BEGIN

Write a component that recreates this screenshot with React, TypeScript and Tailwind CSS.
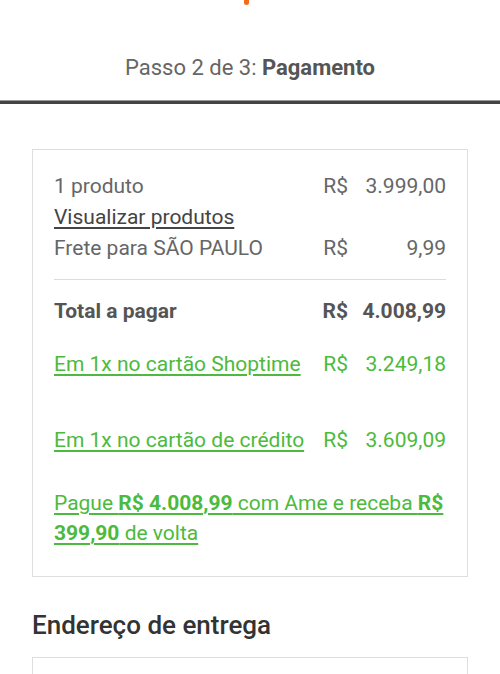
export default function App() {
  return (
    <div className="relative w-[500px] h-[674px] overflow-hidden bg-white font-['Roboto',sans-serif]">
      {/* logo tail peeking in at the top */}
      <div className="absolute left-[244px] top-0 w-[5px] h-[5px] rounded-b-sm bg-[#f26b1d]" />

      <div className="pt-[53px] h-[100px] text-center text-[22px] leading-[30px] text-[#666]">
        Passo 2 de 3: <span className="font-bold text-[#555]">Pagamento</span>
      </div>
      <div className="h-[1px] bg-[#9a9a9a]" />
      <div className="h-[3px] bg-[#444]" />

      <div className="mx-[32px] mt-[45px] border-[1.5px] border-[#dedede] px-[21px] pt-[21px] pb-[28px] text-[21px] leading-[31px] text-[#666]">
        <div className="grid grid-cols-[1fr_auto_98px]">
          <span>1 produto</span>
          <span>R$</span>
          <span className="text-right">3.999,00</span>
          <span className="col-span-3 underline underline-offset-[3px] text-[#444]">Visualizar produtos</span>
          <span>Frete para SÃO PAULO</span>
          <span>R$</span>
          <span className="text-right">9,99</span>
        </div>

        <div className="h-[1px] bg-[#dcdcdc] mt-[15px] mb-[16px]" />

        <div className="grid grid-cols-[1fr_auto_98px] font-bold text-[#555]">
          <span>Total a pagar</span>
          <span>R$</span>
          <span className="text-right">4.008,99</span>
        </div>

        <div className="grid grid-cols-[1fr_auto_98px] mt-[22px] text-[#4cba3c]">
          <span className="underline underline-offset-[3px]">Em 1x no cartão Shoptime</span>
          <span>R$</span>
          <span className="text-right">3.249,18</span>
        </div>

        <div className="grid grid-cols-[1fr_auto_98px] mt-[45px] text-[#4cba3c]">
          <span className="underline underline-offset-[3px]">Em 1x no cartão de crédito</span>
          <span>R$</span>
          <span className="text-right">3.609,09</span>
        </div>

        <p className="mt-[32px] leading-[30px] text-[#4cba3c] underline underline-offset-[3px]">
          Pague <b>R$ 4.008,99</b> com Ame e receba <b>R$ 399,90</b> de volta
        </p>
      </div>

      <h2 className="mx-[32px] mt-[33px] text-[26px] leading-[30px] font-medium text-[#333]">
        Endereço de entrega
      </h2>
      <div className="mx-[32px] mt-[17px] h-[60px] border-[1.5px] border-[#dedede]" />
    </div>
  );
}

END
BEGIN

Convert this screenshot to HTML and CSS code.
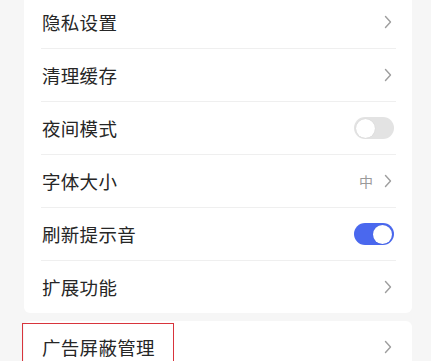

END

Work to do
Repeat exactly the part that opens with the line containing "Write a component" and closes with the line containing "left-[244px] top-0 w-[5px]". Include both end lines, and drop the pictures.

Solution for this task
Write a component that recreates this screenshot with React, TypeScript and Tailwind CSS.
export default function App() {
  return (
    <div className="relative w-[500px] h-[674px] overflow-hidden bg-white font-['Roboto',sans-serif]">
      {/* logo tail peeking in at the top */}
      <div className="absolute left-[244px] top-0 w-[5px] h-[5px] rounded-b-sm bg-[#f26b1d]" />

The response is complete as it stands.